Birini sevebilirsiniz ama onun
sizi sevdiğinden asla emin olamazsınız. Sevmeyi güzel yapan da budur zaten. Gelelim
şimdi inanca. Tanrı’ya inanabilirsiniz ama bunu hür iradenizle yaparsınız. Kanıt
sunduğu için artık inanmak mecburiyetinde olmanızı elbette istemeyecektir. Şöyle
düşünelim:
Bir Tanrı var ve hepimiz bundan
eminiz. Çünkü kanıt sundu. Ona artık inanmak mecburiyetindeyiz. Neticede
kaçımız gözüyle gördüğünü inkâr edebilir? Herkes ondan emin olduğu için
Tanrı’nın emirlerini yerine getirir.

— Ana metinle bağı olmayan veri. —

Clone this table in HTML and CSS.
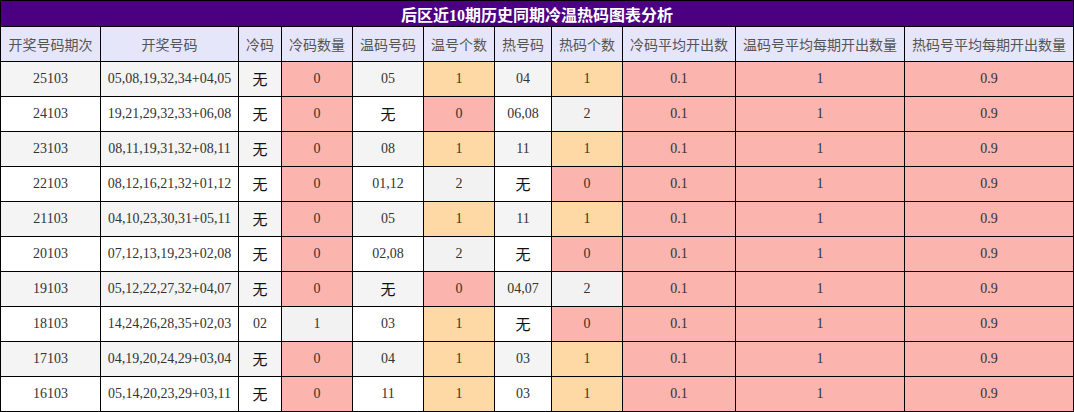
FILE: index.html
```html
<!DOCTYPE html>
<html lang="zh-CN">
<head>
<meta charset="utf-8">
<title>后区近10期历史同期冷温热码图表分析</title>
<link rel="stylesheet" href="styles.css">
</head>
<body>
<table class="chart">
  <colgroup>
    <col class="c-issue"><col class="c-nums"><col class="c-cold"><col class="c-n">
    <col class="c-n"><col class="c-n"><col class="c-hot"><col class="c-n">
    <col class="c-avg1"><col class="c-avg2"><col class="c-avg2">
  </colgroup>
  <thead>
    <tr class="title-row"><th colspan="11">后区近10期历史同期冷温热码图表分析</th></tr>
    <tr class="head-row">
      <th>开奖号码期次</th><th>开奖号码</th><th>冷码</th><th>冷码数量</th><th>温码号码</th><th>温号个数</th><th>热号码</th><th>热码个数</th><th>冷码平均开出数</th><th>温码号平均每期开出数量</th><th>热码号平均每期开出数量</th>
    </tr>
  </thead>
  <tbody>
    <tr class="alt"><td>25103</td><td>05,08,19,32,34+04,05</td><td class="none">无</td><td class="pink">0</td><td>05</td><td class="orange">1</td><td>04</td><td class="orange">1</td><td class="pink">0.1</td><td class="pink">1</td><td class="pink">0.9</td></tr>
    <tr><td>24103</td><td>19,21,29,32,33+06,08</td><td class="none">无</td><td class="pink">0</td><td class="none">无</td><td class="pink">0</td><td>06,08</td><td class="gray">2</td><td class="pink">0.1</td><td class="pink">1</td><td class="pink">0.9</td></tr>
    <tr class="alt"><td>23103</td><td>08,11,19,31,32+08,11</td><td class="none">无</td><td class="pink">0</td><td>08</td><td class="orange">1</td><td>11</td><td class="orange">1</td><td class="pink">0.1</td><td class="pink">1</td><td class="pink">0.9</td></tr>
    <tr><td>22103</td><td>08,12,16,21,32+01,12</td><td class="none">无</td><td class="pink">0</td><td>01,12</td><td class="gray">2</td><td class="none">无</td><td class="pink">0</td><td class="pink">0.1</td><td class="pink">1</td><td class="pink">0.9</td></tr>
    <tr class="alt"><td>21103</td><td>04,10,23,30,31+05,11</td><td class="none">无</td><td class="pink">0</td><td>05</td><td class="orange">1</td><td>11</td><td class="orange">1</td><td class="pink">0.1</td><td class="pink">1</td><td class="pink">0.9</td></tr>
    <tr><td>20103</td><td>07,12,13,19,23+02,08</td><td class="none">无</td><td class="pink">0</td><td>02,08</td><td class="gray">2</td><td class="none">无</td><td class="pink">0</td><td class="pink">0.1</td><td class="pink">1</td><td class="pink">0.9</td></tr>
    <tr class="alt"><td>19103</td><td>05,12,22,27,32+04,07</td><td class="none">无</td><td class="pink">0</td><td class="none">无</td><td class="pink">0</td><td>04,07</td><td class="gray">2</td><td class="pink">0.1</td><td class="pink">1</td><td class="pink">0.9</td></tr>
    <tr><td>18103</td><td>14,24,26,28,35+02,03</td><td>02</td><td class="gray">1</td><td>03</td><td class="orange">1</td><td class="none">无</td><td class="pink">0</td><td class="pink">0.1</td><td class="pink">1</td><td class="pink">0.9</td></tr>
    <tr class="alt"><td>17103</td><td>04,19,20,24,29+03,04</td><td class="none">无</td><td class="pink">0</td><td>04</td><td class="orange">1</td><td>03</td><td class="orange">1</td><td class="pink">0.1</td><td class="pink">1</td><td class="pink">0.9</td></tr>
    <tr><td>16103</td><td>05,14,20,23,29+03,11</td><td class="none">无</td><td class="pink">0</td><td>11</td><td class="orange">1</td><td>03</td><td class="orange">1</td><td class="pink">0.1</td><td class="pink">1</td><td class="pink">0.9</td></tr>
  </tbody>
</table>
</body>
</html>
```

FILE: styles.css
```css
html, body {
  margin: 0;
  padding: 0;
  background: #fff;
}

.chart {
  width: 1074px;
  border-collapse: collapse;
  table-layout: fixed;
  font-family: "Liberation Serif", "Noto Sans CJK SC", serif;
  font-size: 14px;
  color: #333;
}

.c-issue { width: 100px; }
.c-nums { width: 138px; }
.c-cold { width: 43px; }
.c-n { width: 71px; }
.c-hot { width: 57px; }
.c-avg1 { width: 113px; }
.c-avg2 { width: 169px; }

.chart th,
.chart td {
  border: 1px solid #000;
  padding: 0;
  text-align: center;
  vertical-align: middle;
  white-space: nowrap;
  overflow: hidden;
}

.title-row th {
  height: 25px;
  background: #4b0082;
  color: #fff;
  font-size: 16px;
  font-weight: bold;
}

.head-row th {
  height: 34px;
  background: #e6e6fa;
  color: #555;
  font-weight: normal;
  font-size: 14px;
}

.chart td {
  height: 34px;
  background: #fff;
}

.chart tr.alt td {
  background: #f4f4f4;
}

.chart td.none {
  height: 32px;
  padding-top: 2px;
  color: #111;
  font-size: 15px;
  line-height: 20px;
}

.chart td.pink,
.chart tr.alt td.pink {
  background: #fbb4ae;
}

.chart td.orange,
.chart tr.alt td.orange {
  background: #fed9a6;
}

.chart td.gray,
.chart tr.alt td.gray {
  background: #f2f2f2;
}
```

Çünkü artık herkeste korku vardır. Bu
korkuyu bedeninizde hür iradenizle taşıdığınızda inançlı olursunuz. Bir de
şöyle düşünelim:
Madem bir gün tamamen yeryüzünden
silineceksek neden var olduk? Tamamen anlamsız bir rüyayı yaşayıp yok olmak
için mi geldik? Hem bu dünyada yaşanan adaletsizlikler karşılığını bulmadan yok
olmak mantıklı mı? Hayatta pek çok davranışımız karşılığını bulur.
Bazen neyin karşılığı olduğunun
farkındayızdır. Ama bazen bihaberizdir. Madem bir yaratıcı yok, neden her
davranışımızın bize bir dönüşü var? Kimi zaman acı kimi zaman sevinç. Nasıl ki
dünyada bir başarı elde ettiğimizde bunun için ödüllendiriliyorsak bir hatanın da
aynı şekilde cezası olması gerekmez mi? Bu ceza dünyada çekilmiyorsa bu bana
göre diğer hayatta karşılığını bulacaktır.

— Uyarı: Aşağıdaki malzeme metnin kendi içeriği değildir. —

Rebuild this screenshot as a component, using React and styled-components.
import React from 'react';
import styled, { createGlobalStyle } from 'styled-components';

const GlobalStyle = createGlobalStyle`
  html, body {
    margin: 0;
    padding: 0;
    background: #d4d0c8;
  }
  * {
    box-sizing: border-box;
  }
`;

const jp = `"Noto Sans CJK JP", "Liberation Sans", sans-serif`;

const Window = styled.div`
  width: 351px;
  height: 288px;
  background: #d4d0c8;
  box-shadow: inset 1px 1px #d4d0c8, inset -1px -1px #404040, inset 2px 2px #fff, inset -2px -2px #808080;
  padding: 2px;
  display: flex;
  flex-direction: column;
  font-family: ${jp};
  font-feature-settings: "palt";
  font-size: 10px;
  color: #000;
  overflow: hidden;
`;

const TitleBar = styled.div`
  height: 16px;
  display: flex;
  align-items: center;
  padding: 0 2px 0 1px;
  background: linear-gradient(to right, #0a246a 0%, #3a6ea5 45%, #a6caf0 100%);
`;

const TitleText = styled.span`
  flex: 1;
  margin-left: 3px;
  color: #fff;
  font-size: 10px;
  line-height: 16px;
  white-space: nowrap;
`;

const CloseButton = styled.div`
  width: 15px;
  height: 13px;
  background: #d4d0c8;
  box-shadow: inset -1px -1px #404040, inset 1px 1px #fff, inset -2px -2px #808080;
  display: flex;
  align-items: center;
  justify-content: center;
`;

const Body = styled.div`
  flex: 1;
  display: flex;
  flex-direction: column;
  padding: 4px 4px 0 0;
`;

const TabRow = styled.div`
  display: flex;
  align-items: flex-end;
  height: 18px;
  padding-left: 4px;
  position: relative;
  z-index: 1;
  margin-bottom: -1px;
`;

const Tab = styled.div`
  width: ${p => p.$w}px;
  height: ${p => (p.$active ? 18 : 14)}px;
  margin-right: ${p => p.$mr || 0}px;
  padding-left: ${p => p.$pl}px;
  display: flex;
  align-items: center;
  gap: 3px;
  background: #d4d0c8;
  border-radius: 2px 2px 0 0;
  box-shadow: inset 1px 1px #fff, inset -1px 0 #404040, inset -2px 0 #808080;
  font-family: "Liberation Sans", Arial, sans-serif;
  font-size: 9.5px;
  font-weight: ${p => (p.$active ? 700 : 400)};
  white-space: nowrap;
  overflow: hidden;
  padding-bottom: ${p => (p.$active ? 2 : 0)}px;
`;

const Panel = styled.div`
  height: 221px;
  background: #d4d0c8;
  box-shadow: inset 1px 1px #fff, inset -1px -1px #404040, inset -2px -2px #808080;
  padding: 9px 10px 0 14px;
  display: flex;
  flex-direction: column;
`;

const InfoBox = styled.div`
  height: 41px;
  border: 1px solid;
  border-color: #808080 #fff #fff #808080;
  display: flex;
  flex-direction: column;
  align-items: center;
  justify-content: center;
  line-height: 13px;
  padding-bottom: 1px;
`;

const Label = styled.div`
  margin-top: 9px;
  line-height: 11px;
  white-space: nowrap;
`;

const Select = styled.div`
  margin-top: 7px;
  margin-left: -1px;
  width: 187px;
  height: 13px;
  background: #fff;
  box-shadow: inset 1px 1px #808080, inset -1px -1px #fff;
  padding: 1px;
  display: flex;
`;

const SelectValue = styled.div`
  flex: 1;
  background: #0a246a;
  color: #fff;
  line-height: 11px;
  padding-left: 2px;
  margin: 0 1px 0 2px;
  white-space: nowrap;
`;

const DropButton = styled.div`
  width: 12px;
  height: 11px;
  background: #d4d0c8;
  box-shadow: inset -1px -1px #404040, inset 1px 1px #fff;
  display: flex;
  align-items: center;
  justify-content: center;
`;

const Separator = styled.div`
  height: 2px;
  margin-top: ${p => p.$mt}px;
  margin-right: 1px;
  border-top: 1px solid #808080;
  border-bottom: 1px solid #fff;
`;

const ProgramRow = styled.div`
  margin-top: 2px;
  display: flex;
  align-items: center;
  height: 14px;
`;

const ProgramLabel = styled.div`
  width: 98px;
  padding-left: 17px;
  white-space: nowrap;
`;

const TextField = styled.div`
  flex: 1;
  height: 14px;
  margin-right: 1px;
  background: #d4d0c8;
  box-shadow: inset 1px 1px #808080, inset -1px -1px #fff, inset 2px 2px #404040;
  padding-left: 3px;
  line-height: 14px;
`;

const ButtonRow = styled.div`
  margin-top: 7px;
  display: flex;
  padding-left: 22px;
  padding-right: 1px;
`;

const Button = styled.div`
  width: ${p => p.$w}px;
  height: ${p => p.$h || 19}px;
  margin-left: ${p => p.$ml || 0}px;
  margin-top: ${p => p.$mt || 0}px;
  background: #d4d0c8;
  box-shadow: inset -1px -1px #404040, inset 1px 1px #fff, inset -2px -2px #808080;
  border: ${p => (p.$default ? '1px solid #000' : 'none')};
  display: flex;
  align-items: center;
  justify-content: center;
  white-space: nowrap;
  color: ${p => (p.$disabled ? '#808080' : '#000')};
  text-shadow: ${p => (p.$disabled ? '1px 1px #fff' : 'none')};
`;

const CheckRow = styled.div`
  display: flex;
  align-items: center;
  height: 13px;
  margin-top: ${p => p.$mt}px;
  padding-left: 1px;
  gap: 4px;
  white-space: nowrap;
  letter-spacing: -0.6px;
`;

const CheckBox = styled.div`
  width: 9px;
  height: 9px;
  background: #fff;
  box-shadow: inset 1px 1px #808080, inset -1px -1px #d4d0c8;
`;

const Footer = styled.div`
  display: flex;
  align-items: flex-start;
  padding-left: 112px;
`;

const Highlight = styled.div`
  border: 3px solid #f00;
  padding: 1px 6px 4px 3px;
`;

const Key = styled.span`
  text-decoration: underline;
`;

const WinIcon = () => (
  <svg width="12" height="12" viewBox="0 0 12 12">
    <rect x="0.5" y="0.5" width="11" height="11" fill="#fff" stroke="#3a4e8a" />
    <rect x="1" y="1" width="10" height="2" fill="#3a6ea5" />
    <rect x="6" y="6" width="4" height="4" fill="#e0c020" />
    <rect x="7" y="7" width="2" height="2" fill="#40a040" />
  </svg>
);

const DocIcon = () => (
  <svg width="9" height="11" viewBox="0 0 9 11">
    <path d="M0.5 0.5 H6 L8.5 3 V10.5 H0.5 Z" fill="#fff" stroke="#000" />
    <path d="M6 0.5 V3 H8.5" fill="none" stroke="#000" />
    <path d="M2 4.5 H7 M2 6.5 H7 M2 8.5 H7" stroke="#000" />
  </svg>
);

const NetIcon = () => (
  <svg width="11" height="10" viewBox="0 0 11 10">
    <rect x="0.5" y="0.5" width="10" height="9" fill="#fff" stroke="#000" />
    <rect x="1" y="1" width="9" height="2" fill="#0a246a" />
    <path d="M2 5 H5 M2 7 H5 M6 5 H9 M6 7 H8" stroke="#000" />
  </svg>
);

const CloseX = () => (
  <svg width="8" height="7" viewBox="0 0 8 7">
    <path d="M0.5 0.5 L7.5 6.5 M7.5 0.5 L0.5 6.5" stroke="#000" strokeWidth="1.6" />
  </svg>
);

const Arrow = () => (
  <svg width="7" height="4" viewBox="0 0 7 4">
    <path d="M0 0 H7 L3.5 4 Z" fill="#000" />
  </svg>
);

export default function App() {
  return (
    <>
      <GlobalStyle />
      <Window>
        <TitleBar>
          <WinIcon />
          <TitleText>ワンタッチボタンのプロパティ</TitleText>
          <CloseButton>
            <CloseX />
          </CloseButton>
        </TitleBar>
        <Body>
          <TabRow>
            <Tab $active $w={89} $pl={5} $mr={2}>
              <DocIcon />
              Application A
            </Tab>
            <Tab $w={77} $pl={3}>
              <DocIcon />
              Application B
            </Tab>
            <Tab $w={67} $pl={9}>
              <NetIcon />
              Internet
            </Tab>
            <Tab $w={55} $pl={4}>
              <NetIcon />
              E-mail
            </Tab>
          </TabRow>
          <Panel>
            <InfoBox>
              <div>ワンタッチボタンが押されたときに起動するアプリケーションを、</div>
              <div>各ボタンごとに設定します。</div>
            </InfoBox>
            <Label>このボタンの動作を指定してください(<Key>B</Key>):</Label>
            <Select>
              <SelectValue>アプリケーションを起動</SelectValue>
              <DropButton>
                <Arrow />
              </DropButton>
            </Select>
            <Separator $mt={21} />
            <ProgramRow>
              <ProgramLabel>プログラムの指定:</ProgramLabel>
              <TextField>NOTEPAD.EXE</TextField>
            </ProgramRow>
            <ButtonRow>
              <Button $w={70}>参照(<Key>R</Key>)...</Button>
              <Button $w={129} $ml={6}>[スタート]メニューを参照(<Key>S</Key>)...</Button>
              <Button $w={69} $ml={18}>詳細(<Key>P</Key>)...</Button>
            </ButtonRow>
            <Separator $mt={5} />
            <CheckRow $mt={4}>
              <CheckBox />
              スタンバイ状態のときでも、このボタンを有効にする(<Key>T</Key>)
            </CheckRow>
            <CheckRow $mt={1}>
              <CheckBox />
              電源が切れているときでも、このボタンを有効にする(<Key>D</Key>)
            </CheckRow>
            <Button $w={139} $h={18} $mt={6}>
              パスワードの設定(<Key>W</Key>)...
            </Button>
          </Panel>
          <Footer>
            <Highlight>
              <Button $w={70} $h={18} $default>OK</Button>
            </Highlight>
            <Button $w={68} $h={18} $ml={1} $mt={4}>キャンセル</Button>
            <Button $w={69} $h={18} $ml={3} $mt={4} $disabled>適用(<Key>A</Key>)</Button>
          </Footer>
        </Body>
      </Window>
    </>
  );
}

Naçizane görüşümü sunmak istedim
bugün siz sevgili okurlara. Tabii ki uyuşmadığımız noktalar olacaktır fakat
hepimiz aynı fikirde olsak yaşamanın ne anlamı kalırdı ki?
EMİRHAN PİLATİN
Yaratıcının varlığıyla ve ne yaptığıyla ilgili birden çok yorum ve din var. Ve bunların çoğu rastgele akıl yürütülmeden veya araştırılmadan oluşturulmuş dinler. O yüzden bu konu hakkında yorum yapabilmek için önce araştırmamız gerekiyor. Soru da bu. Eğer akıl yürütürsek ve araştırırsak yaratıcıya ulaşabilir miyiz?

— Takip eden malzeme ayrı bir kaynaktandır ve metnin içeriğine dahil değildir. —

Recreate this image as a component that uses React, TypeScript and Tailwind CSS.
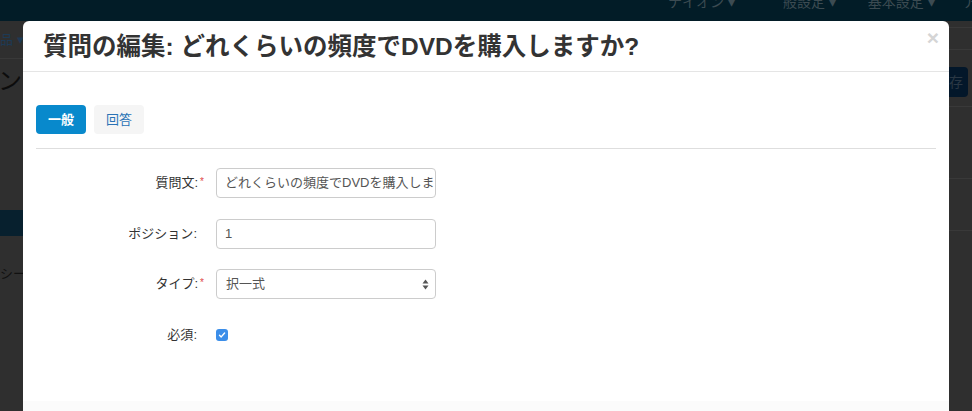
import React from 'react'

const font = { fontFamily: '"Liberation Sans", "Noto Sans CJK JP", sans-serif' }

function Field({ label, required, children }: { label: string; required?: boolean; children: React.ReactNode }) {
  return (
    <>
      <div className={`flex items-center justify-end h-[30px] text-[13px] text-[#333] ${required ? '' : 'pr-[7px]'}`}>
        {label}:{required && <span className="text-[#e04848] text-[10px] ml-[2px] -mt-[3px]">*</span>}
      </div>
      <div className="flex items-center h-[30px]">{children}</div>
    </>
  )
}

export default function App() {
  return (
    <div className="relative h-[411px] w-[972px] overflow-hidden bg-[#2f2f2f]" style={font}>
      {/* page behind the overlay */}
      <div className="h-[21px] bg-[#021c27] flex items-start text-[14px] text-[#3c4b52] overflow-hidden whitespace-nowrap">
        <span className="ml-[668px] -mt-[8px]">ナイオン ▾</span>
        <span className="ml-[48px] -mt-[8px]">般設定 ▾</span>
        <span className="ml-[32px] -mt-[8px]">基本設定 ▾</span>
        <span className="ml-[28px] -mt-[8px]">ア</span>
      </div>
      <div className="flex justify-between">
        <div className="w-[23px] overflow-hidden">
          <div className="h-[38px] border-b border-[#393939] flex items-center text-[13px] text-[#1d3a55] whitespace-nowrap">品 ▾</div>
          <div className="h-[40px] flex items-end text-[24px] text-[#0c0c0c] whitespace-nowrap -ml-[2px]">ンタ</div>
          <div className="h-[111px]" />
          <div className="h-[26px] bg-[#07202e]" />
          <div className="h-[47px] flex items-end text-[13px] text-[#111] whitespace-nowrap">シー</div>
        </div>
        <div className="w-[23px] overflow-hidden">
          <div className="h-[7px] border-b border-[#393939]" />
          <div className="h-[22px] border-b border-[#393939]" />
          <div className="h-[17px]" />
          <div className="h-[30px] w-[19px] rounded-r-[4px] bg-[#03172a] text-[14px] text-[#2a3744] flex items-center">存</div>
          <div className="h-[10px] border-b border-[#393939]" />
          <div className="h-[72px] border-b border-[#393939]" />
          <div className="h-[52px] border-b border-[#393939]" />
        </div>
      </div>

      {/* modal */}
      <div className="absolute left-[23px] top-[21px] w-[926px] h-[420px] bg-white rounded-t-[6px] flex flex-col">
        <div className="relative h-[51px] border-b border-[#e5e5e5] flex items-center pl-[20px] pt-[2px]">
          <h1 className="text-[24.5px] font-bold text-[#333]">
            質問の編集: どれくらいの頻度でDVDを購入しますか?
          </h1>
          <span className="absolute right-[10px] top-[1px] text-[21px] font-bold text-[#d5d5d5]">×</span>
        </div>

        <div className="px-[13px] pt-[33px] h-[329px]">
          <div className="flex gap-[8px]">
            <button className="h-[29px] w-[50px] rounded-[4px] bg-[#0889cc] text-white text-[13px] font-bold">一般</button>
            <button className="h-[29px] w-[50px] rounded-[4px] bg-[#f5f5f5] text-[#2a72b5] text-[13px]">回答</button>
          </div>
          <div className="mt-[14px] border-t border-[#dedede]" />

          <div className="mt-[19px] grid grid-cols-[168px_220px] gap-x-[12px] gap-y-[20.5px]">
            <Field label="質問文" required>
              <div className="w-full h-full border border-[#ccc] rounded-[4px] px-[8px] flex items-center text-[13px] text-[#555] overflow-hidden whitespace-nowrap">
                どれくらいの頻度でDVDを購入しますか?
              </div>
            </Field>
            <Field label="ポジション">
              <div className="w-full h-full border border-[#ccc] rounded-[4px] px-[8px] flex items-center text-[13px] text-[#555]">1</div>
            </Field>
            <Field label="タイプ" required>
              <div className="w-full h-full border border-[#ccc] rounded-[4px] pl-[9px] pr-[6px] flex items-center justify-between text-[13px] text-[#555]">
                <span>択一式</span>
                <svg width="7" height="11" viewBox="0 0 7 11">
                  <path d="M3.5 0.5 L6.5 4.5 L0.5 4.5 Z" fill="#555" />
                  <path d="M3.5 10.5 L6.5 6.5 L0.5 6.5 Z" fill="#555" />
                </svg>
              </div>
            </Field>
            <Field label="必須">
              <span className="w-[12px] h-[12px] rounded-[3px] bg-[#3b8ee9] flex items-center justify-center">
                <svg width="8" height="8" viewBox="0 0 8 8">
                  <path d="M1.5 4.2 L3.2 5.9 L6.6 2" stroke="white" strokeWidth="1.4" fill="none" strokeLinecap="round" strokeLinejoin="round" />
                </svg>
              </span>
            </Field>
          </div>
        </div>
        <div className="flex-1 bg-[#fbfbfb]" />
      </div>
    </div>
  )
}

Ben akıl yürüterek veya mantık çerçevesinde yaratıcıya tam olarak ulaşabileceğimizi düşünmüyorum. Ve yaratıcının insan beyninin anlayamayacağı sıfatlara ve özelliklere sahip olduğunu düşünüyorum. Çünkü insanın özellikleri çoğu yönden sınırlıdır. Mesela görme ve duyma duyularımız etraftaki madde ve dalgalara oranla çok kısıtlıdır. Anlayabileceğimiz şeyler de kısıtlıdır. Ama yaratıcının yapabileceği şeyler sonsuzdur. Dolayısıyla bu duyularımızla ve kapasitemizle yaratıcıya tam olarak ulaşabileceğimizi düşünmüyorum. Zaten yaratıcının ona ulaşmamızı istediğini de düşünmüyorum. Öyle olsaydı özgür iradenin ve bizi test etmesinin çok bir anlamı olmazdı. Onun yerine evreni mükemmel bir düzenle oluşturarak ve çeşitli yol göstericiler ile kararı bize bırakmıştır. Tabii bu da apayrı bir konu.